So the simple transformative pattern described above sometimes has to be modified if the combine expression is not associative and commutative. Sometimes you can fix the result, sometimes you can reverse the initial iterator, sometimes you need an extra end-of-iterator parameter when you reverse the iterator, and sometimes you have to change the combine expression.

And of course sometimes you just want to leave the function alone and forget about tail recursing. This kind of code transformation or re-factoring requires some understanding of the problem before being applied.

Erlang as C++ code generator

In my last post I talked about how templates could be extended to manipulate and transform bits of the C++ syntax tree. Parsed C++ syntax objects, like block statements and parameter lists, are just the kind of thing you need when generating code.

But there are other ways to approach the problem. You can generate code as text, spitting out source code files to be compiled. Or you can generate code with the preprocessor.

With the preprocessor you don’t deal with syntax trees of course, since the preprocessor doesn’t know how to parse C++. It only knows how to tokenize the text stream, and so it deals with tokens. Tokens are syntax primitive, and aren’t as abstract as statements or expressions, but you can do a lot with just tokens. Sometimes you want to work on that level anyway, like when you want to generate a piece of code with unmatched curly brackets, maybe to open a namespace.

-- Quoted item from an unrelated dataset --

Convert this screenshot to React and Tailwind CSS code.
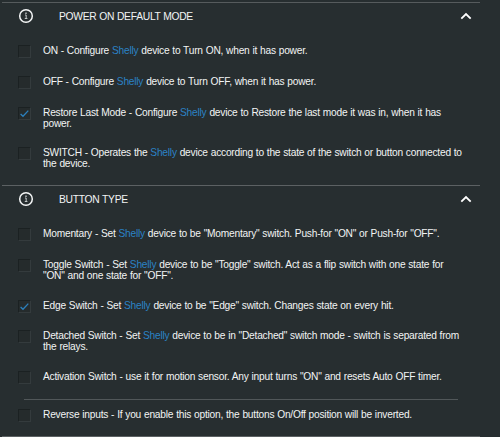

Of course the preprocessor is weak without recursion, looping, or data structures. But you can imagine a sophisticated language, embedded in C++ source like the preprocessor, that inserted generated C++ token streams. You’d want a language with recursion, data structures, and data types that could be manipulated and transformed.

The Erlang language gives us a hint of what this might look like. (We could also look to Prolog as a model, although it may be overkill, at least for what I have in mind.)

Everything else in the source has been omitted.